What is asked
Transcribe the lines from the start of the data below through the line with "FaRegTrashAlt, FaFileImport, FaFileExport", word for word and nothing more.

##############################

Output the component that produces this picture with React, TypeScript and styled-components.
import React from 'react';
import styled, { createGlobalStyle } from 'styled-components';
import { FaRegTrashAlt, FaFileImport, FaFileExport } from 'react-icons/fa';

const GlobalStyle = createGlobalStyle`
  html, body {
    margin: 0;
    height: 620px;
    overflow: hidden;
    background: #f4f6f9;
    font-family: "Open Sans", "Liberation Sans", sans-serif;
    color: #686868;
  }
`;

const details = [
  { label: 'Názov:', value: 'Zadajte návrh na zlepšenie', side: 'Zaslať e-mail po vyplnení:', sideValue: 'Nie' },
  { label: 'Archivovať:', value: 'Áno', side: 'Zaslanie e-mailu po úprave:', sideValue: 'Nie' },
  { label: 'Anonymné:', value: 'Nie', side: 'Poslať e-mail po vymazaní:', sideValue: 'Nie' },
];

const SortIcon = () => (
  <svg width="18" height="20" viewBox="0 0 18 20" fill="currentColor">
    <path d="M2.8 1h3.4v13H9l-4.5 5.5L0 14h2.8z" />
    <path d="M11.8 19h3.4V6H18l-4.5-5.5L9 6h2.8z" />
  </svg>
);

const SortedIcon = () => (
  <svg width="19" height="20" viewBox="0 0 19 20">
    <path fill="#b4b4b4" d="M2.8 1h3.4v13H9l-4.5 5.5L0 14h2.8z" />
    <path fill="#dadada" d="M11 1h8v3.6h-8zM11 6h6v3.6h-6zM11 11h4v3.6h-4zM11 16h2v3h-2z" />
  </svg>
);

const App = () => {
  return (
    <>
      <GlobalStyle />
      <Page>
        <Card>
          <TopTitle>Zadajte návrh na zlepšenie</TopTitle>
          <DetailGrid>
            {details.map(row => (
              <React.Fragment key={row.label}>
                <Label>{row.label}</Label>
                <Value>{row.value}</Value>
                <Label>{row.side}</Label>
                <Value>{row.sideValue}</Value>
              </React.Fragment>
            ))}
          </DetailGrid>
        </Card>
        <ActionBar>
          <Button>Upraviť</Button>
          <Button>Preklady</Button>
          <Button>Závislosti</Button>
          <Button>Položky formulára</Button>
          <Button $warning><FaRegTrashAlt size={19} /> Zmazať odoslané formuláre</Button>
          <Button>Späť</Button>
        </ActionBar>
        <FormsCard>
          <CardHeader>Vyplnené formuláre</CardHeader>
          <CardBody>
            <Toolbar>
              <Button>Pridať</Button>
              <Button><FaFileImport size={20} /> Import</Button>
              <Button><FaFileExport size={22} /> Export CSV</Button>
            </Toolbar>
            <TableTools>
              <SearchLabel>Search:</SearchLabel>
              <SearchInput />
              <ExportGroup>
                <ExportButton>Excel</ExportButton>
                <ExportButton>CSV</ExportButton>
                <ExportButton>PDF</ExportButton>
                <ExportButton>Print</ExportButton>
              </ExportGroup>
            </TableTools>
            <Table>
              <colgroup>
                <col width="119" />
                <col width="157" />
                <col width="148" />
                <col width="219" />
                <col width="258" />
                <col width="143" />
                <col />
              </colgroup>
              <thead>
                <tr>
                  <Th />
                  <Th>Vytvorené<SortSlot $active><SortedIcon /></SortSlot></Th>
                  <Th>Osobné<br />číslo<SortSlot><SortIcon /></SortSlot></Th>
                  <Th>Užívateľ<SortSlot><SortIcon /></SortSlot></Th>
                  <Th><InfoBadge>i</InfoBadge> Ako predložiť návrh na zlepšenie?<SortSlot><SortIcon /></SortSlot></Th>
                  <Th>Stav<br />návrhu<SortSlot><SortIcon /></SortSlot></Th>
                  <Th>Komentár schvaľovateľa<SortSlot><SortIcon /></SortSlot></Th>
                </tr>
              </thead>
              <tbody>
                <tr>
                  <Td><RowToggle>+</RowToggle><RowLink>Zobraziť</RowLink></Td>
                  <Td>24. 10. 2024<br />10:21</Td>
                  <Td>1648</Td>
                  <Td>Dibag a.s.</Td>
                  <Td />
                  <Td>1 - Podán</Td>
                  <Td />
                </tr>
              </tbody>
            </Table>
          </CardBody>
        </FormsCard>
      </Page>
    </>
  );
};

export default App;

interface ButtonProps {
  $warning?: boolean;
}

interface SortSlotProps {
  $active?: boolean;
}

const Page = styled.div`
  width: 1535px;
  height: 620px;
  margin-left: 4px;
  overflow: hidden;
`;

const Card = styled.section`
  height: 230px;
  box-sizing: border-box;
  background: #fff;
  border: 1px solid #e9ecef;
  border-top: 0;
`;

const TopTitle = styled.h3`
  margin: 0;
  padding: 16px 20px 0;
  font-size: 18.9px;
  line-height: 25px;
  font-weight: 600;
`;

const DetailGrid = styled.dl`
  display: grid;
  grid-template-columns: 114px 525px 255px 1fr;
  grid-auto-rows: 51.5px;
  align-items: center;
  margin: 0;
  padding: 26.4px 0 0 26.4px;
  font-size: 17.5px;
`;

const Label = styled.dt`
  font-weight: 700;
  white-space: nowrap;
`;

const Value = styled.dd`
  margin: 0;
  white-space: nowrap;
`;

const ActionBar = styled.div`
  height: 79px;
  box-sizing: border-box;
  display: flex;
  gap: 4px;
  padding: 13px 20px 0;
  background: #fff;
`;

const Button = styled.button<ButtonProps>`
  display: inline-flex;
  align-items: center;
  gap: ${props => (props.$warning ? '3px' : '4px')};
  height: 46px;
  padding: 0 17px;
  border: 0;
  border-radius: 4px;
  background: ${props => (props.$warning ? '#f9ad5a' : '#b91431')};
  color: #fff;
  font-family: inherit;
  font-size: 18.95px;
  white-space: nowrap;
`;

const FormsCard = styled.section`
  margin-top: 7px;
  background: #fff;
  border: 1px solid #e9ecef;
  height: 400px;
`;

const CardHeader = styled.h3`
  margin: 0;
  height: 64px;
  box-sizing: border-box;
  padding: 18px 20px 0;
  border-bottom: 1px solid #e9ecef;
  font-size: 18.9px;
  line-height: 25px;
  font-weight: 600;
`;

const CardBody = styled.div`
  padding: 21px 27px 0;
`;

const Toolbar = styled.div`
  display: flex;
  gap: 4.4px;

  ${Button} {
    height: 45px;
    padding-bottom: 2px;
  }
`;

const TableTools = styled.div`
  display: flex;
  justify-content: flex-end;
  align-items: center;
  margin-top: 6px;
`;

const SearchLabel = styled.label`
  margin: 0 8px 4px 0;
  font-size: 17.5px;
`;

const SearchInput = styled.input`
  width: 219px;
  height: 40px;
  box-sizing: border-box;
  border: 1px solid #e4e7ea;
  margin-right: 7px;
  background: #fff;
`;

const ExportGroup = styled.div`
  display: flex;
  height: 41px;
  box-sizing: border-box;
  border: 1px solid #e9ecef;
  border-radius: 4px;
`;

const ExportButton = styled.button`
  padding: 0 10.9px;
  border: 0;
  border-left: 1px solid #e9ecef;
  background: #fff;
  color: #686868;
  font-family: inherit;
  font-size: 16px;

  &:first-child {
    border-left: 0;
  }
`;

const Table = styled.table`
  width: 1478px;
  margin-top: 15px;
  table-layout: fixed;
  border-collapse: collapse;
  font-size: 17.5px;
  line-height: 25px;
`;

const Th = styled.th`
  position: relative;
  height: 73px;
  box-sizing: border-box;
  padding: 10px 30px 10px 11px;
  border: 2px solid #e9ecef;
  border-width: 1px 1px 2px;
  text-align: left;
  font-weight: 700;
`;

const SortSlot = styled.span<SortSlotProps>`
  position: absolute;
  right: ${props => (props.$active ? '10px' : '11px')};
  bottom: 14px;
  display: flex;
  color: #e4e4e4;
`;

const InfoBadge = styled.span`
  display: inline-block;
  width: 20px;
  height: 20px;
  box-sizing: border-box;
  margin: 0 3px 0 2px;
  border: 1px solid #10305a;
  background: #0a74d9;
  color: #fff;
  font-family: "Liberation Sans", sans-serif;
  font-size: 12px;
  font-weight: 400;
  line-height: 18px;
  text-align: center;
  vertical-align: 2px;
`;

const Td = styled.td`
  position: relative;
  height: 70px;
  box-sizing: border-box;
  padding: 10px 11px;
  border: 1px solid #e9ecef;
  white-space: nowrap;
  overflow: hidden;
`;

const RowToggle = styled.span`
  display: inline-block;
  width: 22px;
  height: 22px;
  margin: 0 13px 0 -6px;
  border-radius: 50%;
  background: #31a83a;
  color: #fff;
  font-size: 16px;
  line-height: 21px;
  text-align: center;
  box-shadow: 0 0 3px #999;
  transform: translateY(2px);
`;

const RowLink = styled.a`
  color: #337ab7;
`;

##############################

Exercise solution
Output the component that produces this picture with React, TypeScript and styled-components.
import React from 'react';
import styled, { createGlobalStyle } from 'styled-components';
import { FaRegTrashAlt, FaFileImport, FaFileExport } from 'react-icons/fa';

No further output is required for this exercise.